I remember the early years as an endless carousel of laundry and dishes. Now, my children do their own laundry. This has, of course, required me to redefine “doing laundry” to mean “cramming it all in willy-nilly, possibly adding soap, shoveling it into a laundry bin where it sits wadded in a ball until it gets worn in all its rumpled, grey-white glory.” But the payoff is that I don’t do laundry. Ditto with dishes. Our broken-dish-replacement bill has skyrocketed, and sometimes I have to scrape dried parsley off with my fingernail before I plate dinner, but I don’t do dishes. I had to withstand months of fake incompetence—“Mommy, can you just show me which buttons to push again?”—but it was worth it as I lie on the couch reading a novel to the sounds of the dishwasher being emptied.
8. There is a glimmer of freedom on the horizon.
I spent a significant amount of time, when my kids were young, craving a tiny pocket of freedom: freedom to sleep in, freedom to design a day around my interests, freedom to take an entire shower —shampoo and shave!—without someone barging in.

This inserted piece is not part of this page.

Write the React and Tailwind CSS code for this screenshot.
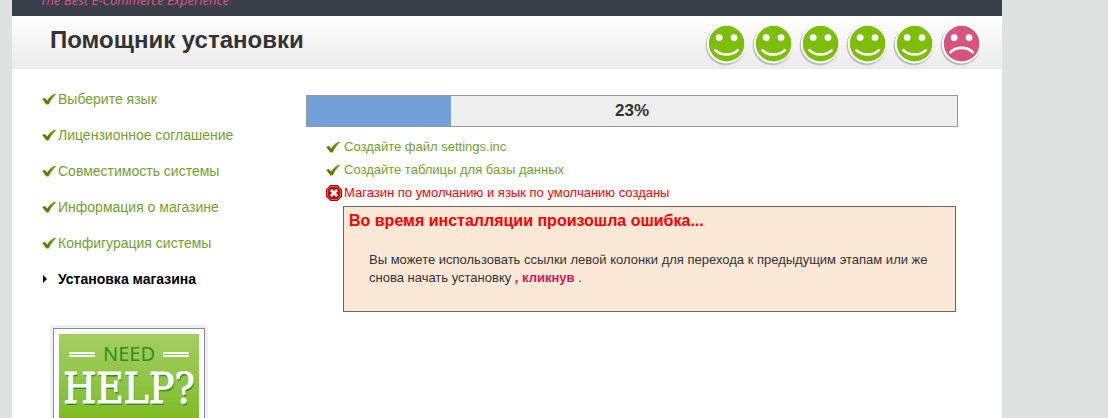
const menu = [
  'Выберите язык',
  'Лицензионное соглашение',
  'Совместимость системы',
  'Информация о магазине',
  'Конфигурация системы',
];

const moods = ['happy', 'happy', 'happy', 'happy', 'happy', 'sad'];

const tasks = [
  { text: 'Создайте файл settings.inc', ok: true },
  { text: 'Создайте таблицы для базы данных', ok: true },
  { text: 'Магазин по умолчанию и язык по умолчанию созданы', ok: false },
];

const progress = 23;

function Check() {
  return (
    <svg viewBox="0 0 16 16" className="w-4 h-4 shrink-0" aria-hidden="true">
      <path d="M0 8.2 2.6 6.8 5.2 9.2 C7.4 6.4 9.6 4.2 13 2.6 L14 3.2 C11.2 6 8.6 9.4 6.6 13.6 L4.2 13.6 C3.2 11.4 1.8 9.6 0 8.2Z" fill="#739a1c" />
      <path d="M0.8 8.4 2.6 7.6 5.4 10.4 C6.8 8.4 8.2 6.8 10 5.4 C8.4 8 7.2 10.4 6.2 13 L4.6 13 C3.6 11.2 2.4 9.8 0.8 8.4Z" fill="#567806" />
    </svg>
  );
}

function ErrorIcon() {
  return (
    <svg viewBox="0 0 16 16" className="w-4 h-4 shrink-0" aria-hidden="true">
      <path d="M4.5 0h7L16 4.5v7L11.5 16h-7L0 11.5v-7Z" fill="#a30000" />
      <path d="M5 1.4h6L14.6 5v6L11 14.6H5L1.4 11V5Z" fill="#c40a0a" stroke="#e87878" strokeWidth="0.9" />
      <path d="m5 5 6 6M11 5l-6 6" stroke="#fff" strokeWidth="2.8" />
    </svg>
  );
}

function Face({ mood }) {
  const happy = mood === 'happy';
  return (
    <svg viewBox="0 0 42 42" className="w-[42px] h-[42px]" aria-hidden="true">
      <circle cx="20.6" cy="21.4" r="20.2" fill="#000" opacity="0.1" />
      <circle cx="20.6" cy="20.9" r="19.8" fill="#000" opacity="0.15" />
      <circle cx="21.4" cy="19.9" r="19.6" fill="#fff" />
      <circle cx="21.6" cy="19.6" r="17.8" fill={happy ? '#7dbe0a' : '#d6547f'} />
      <circle cx="14.2" cy="13.6" r="3.4" fill="#fff" />
      <circle cx="29" cy="13.6" r="3.4" fill="#fff" />
      <path
        d={happy ? 'M10.4 26.2C16 32 27.2 32 32.8 26.2' : 'M10.4 28.4C16 22.4 27.2 22.4 32.8 28.4'}
        fill="none"
        stroke="#fff"
        strokeWidth="2.6"
        strokeLinecap="round"
      />
    </svg>
  );
}

function HelpBadge() {
  return (
    <a href="#help" className="flex flex-col flex-1 w-[158px] ml-[38px] border-[3px] border-b-0 border-[#eff0f1] rounded-t">
      <span className="flex flex-col flex-1 border border-b-0 border-[#868c92] p-[5px] pb-0">
        <span className="flex flex-col flex-1 items-center bg-linear-to-b from-[#a3cf62] to-[#7fbc22] pt-2">
          <span className="flex items-center gap-2 font-['Noto_Sans',sans-serif] text-[20px] leading-6 text-[#2f8f22]">
            <span className="w-[26px] h-[5px] border-y-2 border-white" />
            NEED
            <span className="w-[26px] h-[5px] border-y-2 border-white" />
          </span>
          <span className="font-['DejaVu_Serif_Condensed','DejaVu_Serif',serif] text-[42px] leading-[46px] text-white [-webkit-text-stroke:1px_white] [text-shadow:1px_2px_0_#2f8f22]">
            HELP?
          </span>
        </span>
      </span>
    </a>
  );
}

function App() {
  return (
    <div className="min-h-screen flex bg-[#e0e2e1] pl-3 font-['Liberation_Sans',Arial,sans-serif] text-[#333]">
      <div className="flex flex-col w-full max-w-[990px] bg-white">
        {/* Top bar */}
        <div className="flex items-end h-4 overflow-hidden bg-[#3a404a] pl-7 pb-2">
          <p className="font-['Noto_Sans',sans-serif] italic text-[13px] leading-4 text-[#d6547f]">The Best E-Commerce Experience</p>
        </div>

        <header className="flex items-center justify-between h-[53px] bg-linear-to-b from-white to-[#ebebeb] pl-[38px] pr-5">
          <h1 className="text-[24px] leading-8 font-bold pb-[6px]">Помощник установки</h1>
          <div className="flex gap-[5px] pt-1">
            {moods.map((m, i) => (
              <Face key={i} mood={m} />
            ))}
          </div>
        </header>

        <div className="flex flex-1">
          {/* Steps */}
          <nav className="flex flex-col w-[294px] shrink-0 pt-5">
            <ul className="flex flex-col gap-4 pl-[30px] text-[14px] leading-5">
              {menu.map((item) => (
                <li key={item} className="flex items-center">
                  <Check />
                  <a href="#step" className="text-[#73a22c]">{item}</a>
                </li>
              ))}
              <li className="flex items-center font-bold text-black">
                <svg viewBox="0 0 16 16" className="w-4 h-4" aria-hidden="true">
                  <path d="M1 4v8l4-4Z" fill="#000" />
                </svg>
                Установка магазина
              </li>
            </ul>
            <div className="flex flex-1 flex-col pt-9">
              <HelpBadge />
            </div>
          </nav>

          <main className="flex-1 pt-[26px] pr-11">
            <div className="grid h-8 border border-[#999] bg-[#eee]">
              <div className="col-start-1 row-start-1 bg-[#72a1da]" style={{ width: `${progress - 0.8}%` }} />
              <p className="col-start-1 row-start-1 text-center text-[17px] leading-[30px] font-bold">{progress}%</p>
            </div>

            <ul className="pl-5 pt-2 text-[13px] leading-[23px]">
              {tasks.map((t) => (
                <li key={t.text} className={t.ok ? 'flex items-center gap-0.5 text-[#73a22c]' : 'flex items-center gap-0.5 text-[#f00]'}>
                  {t.ok ? <Check /> : <ErrorIcon />}
                  {t.text}
                </li>
              ))}
            </ul>

            <div className="ml-[37px] mr-[2px] mt-[2px] border border-[#666] bg-[#fce8d6] px-[5px] pt-1 pb-6">
              <h2 className="text-[16px] leading-5 font-bold text-[#f00]">Во время инсталляции произошла ошибка...</h2>
              <p className="pl-5 pr-4 pt-5 text-[13px] leading-[18px]">
                Вы можете использовать ссылки левой колонки для перехода к предыдущим этапам или же снова начать установку{' '}
                <a href="#restart" className="font-bold text-[#d41958]">, кликнув</a> .
              </p>
            </div>
          </main>
        </div>
      </div>
    </div>
  );
}

export default App;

Endless days of freedom are close now, which helps me savor these last few moments of full-time mommyhood in a way that I couldn’t when freedom felt eight and half centuries away.
Life may be full of the huffing exhales in response to “How was your day?” and the curtain of hair over the eyes and the I-hate-my-friends-I-love-my-friends tango and the braces and the acne and the stink and the goofy dancing and the crushes and the sad music and the door-slamming and the you-don’t-understand and all the glory of being 13 and figuring it all out. But that is beautiful in its own way. They are growing their wings after all those lovely years of growing roots with you, but they still need your help and guidance. They’re still little on the inside in many ways, and even if they can’t run to you, arms open, with, “I love you, Mommy!” on their lips, they still want you — and your gooey, ‘embarrassing’ love— available at all times.
Besides, these days are fleeting. And my friends whose homes are now empty of the stink of shinguards sometimes get a little misty thinking about these days that I am struggling with. So let’s embrace it before it’s gone.